§ **Given instruction**
Wherever the word "components" turns up in a line of the entries, copy that line.

§ **Dataset**
────────────────

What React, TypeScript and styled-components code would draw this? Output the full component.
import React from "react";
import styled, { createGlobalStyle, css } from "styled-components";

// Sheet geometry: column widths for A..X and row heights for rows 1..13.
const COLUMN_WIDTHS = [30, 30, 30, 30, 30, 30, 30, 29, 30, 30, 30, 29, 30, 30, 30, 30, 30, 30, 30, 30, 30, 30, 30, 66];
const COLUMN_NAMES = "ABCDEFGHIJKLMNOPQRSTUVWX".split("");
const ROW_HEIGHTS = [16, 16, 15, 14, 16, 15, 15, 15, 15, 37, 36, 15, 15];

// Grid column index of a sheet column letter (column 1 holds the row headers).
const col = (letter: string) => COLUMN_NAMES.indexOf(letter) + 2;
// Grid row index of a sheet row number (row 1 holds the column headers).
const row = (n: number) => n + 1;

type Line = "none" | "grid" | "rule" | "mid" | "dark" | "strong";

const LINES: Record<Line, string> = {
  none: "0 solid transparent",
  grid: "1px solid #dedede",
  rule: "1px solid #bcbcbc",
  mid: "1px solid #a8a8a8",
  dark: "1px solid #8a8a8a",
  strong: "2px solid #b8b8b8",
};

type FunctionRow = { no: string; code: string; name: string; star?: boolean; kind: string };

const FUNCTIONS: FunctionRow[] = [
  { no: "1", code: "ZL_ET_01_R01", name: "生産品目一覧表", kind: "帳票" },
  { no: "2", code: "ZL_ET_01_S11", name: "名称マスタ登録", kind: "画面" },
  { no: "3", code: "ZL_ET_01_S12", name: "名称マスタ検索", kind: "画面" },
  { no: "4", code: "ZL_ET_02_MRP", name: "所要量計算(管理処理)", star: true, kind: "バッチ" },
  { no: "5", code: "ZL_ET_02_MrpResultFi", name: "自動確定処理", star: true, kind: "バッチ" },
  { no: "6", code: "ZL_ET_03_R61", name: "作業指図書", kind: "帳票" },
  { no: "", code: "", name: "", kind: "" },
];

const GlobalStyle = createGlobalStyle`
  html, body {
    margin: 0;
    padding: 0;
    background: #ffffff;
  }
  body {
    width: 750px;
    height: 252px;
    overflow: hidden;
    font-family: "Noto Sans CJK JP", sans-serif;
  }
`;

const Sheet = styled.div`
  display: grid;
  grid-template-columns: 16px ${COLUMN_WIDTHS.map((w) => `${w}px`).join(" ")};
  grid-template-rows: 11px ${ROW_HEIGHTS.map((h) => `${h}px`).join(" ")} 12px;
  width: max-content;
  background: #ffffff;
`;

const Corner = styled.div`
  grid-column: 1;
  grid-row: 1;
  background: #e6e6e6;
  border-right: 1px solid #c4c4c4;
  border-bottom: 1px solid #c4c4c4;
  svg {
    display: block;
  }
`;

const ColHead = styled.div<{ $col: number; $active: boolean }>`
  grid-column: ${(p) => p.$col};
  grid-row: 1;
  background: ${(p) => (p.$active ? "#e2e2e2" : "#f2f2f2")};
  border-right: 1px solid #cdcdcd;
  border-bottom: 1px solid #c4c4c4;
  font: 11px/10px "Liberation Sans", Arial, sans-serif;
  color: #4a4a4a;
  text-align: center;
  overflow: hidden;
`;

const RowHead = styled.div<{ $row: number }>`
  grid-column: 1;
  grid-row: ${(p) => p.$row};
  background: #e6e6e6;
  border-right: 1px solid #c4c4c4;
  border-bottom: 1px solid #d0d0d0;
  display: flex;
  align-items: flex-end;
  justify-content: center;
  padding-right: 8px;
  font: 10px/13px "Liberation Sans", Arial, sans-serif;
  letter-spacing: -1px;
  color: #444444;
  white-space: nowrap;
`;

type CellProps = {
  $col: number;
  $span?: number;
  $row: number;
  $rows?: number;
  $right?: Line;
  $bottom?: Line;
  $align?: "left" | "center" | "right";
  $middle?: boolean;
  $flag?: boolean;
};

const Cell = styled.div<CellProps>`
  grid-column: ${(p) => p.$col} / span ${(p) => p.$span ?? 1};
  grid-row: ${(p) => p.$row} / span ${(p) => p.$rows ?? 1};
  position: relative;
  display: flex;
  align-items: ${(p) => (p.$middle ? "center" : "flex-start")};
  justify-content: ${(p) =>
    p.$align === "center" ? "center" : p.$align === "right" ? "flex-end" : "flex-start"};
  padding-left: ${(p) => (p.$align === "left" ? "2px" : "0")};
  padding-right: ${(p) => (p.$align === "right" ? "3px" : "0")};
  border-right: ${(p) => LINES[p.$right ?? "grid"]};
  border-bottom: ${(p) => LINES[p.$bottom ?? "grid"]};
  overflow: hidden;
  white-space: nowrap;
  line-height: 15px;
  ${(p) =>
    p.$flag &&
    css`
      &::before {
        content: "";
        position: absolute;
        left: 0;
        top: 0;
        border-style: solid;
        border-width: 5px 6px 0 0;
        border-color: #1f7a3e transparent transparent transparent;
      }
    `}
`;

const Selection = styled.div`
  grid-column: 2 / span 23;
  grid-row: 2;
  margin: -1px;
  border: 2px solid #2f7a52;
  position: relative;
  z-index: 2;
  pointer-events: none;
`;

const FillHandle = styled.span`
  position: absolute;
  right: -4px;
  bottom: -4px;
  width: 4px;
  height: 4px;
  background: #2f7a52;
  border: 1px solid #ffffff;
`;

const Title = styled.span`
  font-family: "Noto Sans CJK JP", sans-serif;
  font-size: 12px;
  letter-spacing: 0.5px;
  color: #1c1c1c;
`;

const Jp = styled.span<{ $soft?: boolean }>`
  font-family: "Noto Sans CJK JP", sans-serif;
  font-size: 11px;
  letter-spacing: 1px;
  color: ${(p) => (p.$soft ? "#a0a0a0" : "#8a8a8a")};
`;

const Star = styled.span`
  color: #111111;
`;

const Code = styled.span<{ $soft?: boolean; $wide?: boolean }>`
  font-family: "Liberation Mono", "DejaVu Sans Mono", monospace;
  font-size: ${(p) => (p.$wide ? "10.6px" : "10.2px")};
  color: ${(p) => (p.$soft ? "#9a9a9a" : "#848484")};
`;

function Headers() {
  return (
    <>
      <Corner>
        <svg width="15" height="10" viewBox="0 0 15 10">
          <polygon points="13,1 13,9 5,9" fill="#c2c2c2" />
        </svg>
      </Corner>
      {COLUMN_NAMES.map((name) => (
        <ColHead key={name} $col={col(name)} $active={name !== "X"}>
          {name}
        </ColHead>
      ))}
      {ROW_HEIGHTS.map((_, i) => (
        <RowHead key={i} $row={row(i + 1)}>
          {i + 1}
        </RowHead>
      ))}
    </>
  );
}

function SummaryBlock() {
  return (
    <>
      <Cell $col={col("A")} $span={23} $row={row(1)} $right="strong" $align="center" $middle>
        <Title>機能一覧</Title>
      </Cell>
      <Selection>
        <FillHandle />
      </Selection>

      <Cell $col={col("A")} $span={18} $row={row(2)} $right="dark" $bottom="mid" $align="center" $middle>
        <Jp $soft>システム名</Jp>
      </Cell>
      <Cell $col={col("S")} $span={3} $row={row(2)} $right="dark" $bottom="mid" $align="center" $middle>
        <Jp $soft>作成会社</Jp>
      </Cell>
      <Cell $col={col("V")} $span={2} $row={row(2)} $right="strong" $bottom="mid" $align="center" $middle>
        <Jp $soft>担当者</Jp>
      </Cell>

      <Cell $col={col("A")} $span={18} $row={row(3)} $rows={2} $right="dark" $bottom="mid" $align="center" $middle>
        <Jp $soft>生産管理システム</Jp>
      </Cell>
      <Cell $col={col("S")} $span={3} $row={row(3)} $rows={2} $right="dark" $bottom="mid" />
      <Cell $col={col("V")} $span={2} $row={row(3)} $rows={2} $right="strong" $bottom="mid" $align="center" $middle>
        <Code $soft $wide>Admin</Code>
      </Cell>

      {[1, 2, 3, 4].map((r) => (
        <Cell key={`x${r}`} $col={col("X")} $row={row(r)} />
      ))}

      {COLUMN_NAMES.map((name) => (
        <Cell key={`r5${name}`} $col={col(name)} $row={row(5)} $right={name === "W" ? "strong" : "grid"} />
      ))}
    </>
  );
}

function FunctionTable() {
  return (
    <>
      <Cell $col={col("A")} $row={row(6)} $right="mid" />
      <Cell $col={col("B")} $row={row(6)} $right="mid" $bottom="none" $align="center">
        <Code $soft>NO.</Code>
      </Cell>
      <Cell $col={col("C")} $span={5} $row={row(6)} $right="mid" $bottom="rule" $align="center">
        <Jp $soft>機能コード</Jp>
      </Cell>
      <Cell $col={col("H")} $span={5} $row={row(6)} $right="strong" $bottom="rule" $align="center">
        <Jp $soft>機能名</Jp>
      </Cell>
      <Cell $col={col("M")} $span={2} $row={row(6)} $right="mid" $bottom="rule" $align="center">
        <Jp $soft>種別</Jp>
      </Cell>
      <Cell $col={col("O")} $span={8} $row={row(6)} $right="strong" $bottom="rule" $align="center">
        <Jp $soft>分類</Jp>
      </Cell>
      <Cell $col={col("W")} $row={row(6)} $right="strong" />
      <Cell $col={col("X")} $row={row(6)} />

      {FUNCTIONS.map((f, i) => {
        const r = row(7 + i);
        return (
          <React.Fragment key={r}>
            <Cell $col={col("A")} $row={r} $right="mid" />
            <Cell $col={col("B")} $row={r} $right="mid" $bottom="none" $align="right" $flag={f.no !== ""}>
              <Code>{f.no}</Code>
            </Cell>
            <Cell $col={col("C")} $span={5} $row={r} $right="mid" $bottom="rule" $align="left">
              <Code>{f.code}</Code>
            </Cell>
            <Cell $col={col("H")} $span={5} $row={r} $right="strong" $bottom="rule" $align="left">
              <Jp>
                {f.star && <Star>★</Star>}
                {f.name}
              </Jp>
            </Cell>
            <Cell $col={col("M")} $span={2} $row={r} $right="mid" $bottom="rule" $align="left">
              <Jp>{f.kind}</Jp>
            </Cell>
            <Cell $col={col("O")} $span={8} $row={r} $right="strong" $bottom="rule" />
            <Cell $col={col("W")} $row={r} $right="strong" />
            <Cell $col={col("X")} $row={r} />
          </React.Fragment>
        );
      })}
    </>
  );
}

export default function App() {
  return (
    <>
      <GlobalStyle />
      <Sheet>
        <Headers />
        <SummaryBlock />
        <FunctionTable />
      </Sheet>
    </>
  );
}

────────────────

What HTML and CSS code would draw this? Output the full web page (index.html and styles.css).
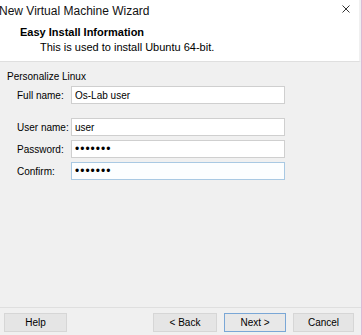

────────────────

§ **Written solution**
What React, TypeScript and styled-components code would draw this? Output the full component.
import styled, { createGlobalStyle, css } from "styled-components";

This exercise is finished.